## WHAT NEEDS TO BE DONE
Reproduce the listing exactly and skip over any pictures.

****************************************

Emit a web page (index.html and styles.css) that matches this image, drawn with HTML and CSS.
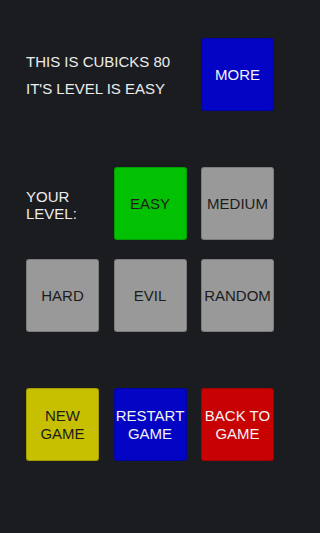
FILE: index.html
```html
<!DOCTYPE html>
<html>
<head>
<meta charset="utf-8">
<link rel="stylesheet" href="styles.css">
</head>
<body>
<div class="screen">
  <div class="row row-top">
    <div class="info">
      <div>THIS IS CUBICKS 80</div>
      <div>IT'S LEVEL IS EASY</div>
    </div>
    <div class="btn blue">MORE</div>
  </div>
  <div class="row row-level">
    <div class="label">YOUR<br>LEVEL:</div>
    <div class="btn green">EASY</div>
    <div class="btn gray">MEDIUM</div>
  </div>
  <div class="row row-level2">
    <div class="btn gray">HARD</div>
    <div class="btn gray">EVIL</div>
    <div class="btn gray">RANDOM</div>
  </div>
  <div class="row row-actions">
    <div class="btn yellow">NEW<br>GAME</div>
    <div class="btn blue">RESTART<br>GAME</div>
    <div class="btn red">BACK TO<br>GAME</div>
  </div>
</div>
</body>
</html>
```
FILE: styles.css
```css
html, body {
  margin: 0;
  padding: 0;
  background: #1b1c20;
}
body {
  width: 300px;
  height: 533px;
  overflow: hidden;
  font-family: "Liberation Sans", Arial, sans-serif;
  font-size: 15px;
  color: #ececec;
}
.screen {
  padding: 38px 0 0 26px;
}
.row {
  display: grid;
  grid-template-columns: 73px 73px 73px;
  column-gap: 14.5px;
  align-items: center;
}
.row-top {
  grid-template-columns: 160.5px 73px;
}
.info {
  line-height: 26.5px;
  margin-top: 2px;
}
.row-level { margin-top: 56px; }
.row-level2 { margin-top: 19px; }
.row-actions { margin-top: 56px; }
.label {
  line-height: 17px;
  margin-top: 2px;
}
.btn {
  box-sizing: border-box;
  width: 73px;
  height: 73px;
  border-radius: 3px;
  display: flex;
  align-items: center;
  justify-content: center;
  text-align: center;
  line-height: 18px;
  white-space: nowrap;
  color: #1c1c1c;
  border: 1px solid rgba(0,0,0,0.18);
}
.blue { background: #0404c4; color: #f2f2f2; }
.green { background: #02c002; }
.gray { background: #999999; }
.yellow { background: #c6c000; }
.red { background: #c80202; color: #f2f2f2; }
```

****************************************

## FINAL RESULT
Emit a web page (index.html and styles.css) that matches this image, drawn with HTML and CSS.
FILE: index.html
```html
<!DOCTYPE html>
<html>
<head>
<meta charset="utf-8">
<link rel="stylesheet" href="styles.css">
</head>
<body>
<div class="screen">
  <div class="row row-top">
    <div class="info">
      <div>THIS IS CUBICKS 80</div>
      <div>IT'S LEVEL IS EASY</div>
    </div>
    <div class="btn blue">MORE</div>
  </div>
  <div class="row row-level">
    <div class="label">YOUR<br>LEVEL:</div>
    <div class="btn green">EASY</div>
    <div class="btn gray">MEDIUM</div>
  </div>
  <div class="row row-level2">
    <div class="btn gray">HARD</div>
    <div class="btn gray">EVIL</div>
    <div class="btn gray">RANDOM</div>
  </div>
  <div class="row row-actions">
    <div class="btn yellow">NEW<br>GAME</div>
    <div class="btn blue">RESTART<br>GAME</div>
    <div class="btn red">BACK TO<br>GAME</div>
  </div>
</div>
</body>
</html>
```
FILE: styles.css
```css
html, body {
  margin: 0;
  padding: 0;
  background: #1b1c20;
}
body {
  width: 300px;
  height: 533px;
  overflow: hidden;
  font-family: "Liberation Sans", Arial, sans-serif;
  font-size: 15px;
  color: #ececec;
}
.screen {
  padding: 38px 0 0 26px;
}
.row {
  display: grid;
  grid-template-columns: 73px 73px 73px;
  column-gap: 14.5px;
  align-items: center;
}
.row-top {
  grid-template-columns: 160.5px 73px;
}
.info {
  line-height: 26.5px;
  margin-top: 2px;
}
.row-level { margin-top: 56px; }
.row-level2 { margin-top: 19px; }
.row-actions { margin-top: 56px; }
.label {
  line-height: 17px;
  margin-top: 2px;
}
.btn {
  box-sizing: border-box;
  width: 73px;
  height: 73px;
  border-radius: 3px;
  display: flex;
  align-items: center;
  justify-content: center;
  text-align: center;
  line-height: 18px;
  white-space: nowrap;
  color: #1c1c1c;
  border: 1px solid rgba(0,0,0,0.18);
}
.blue { background: #0404c4; color: #f2f2f2; }
.green { background: #02c002; }
.gray { background: #999999; }
.yellow { background: #c6c000; }
.red { background: #c80202; color: #f2f2f2; }
```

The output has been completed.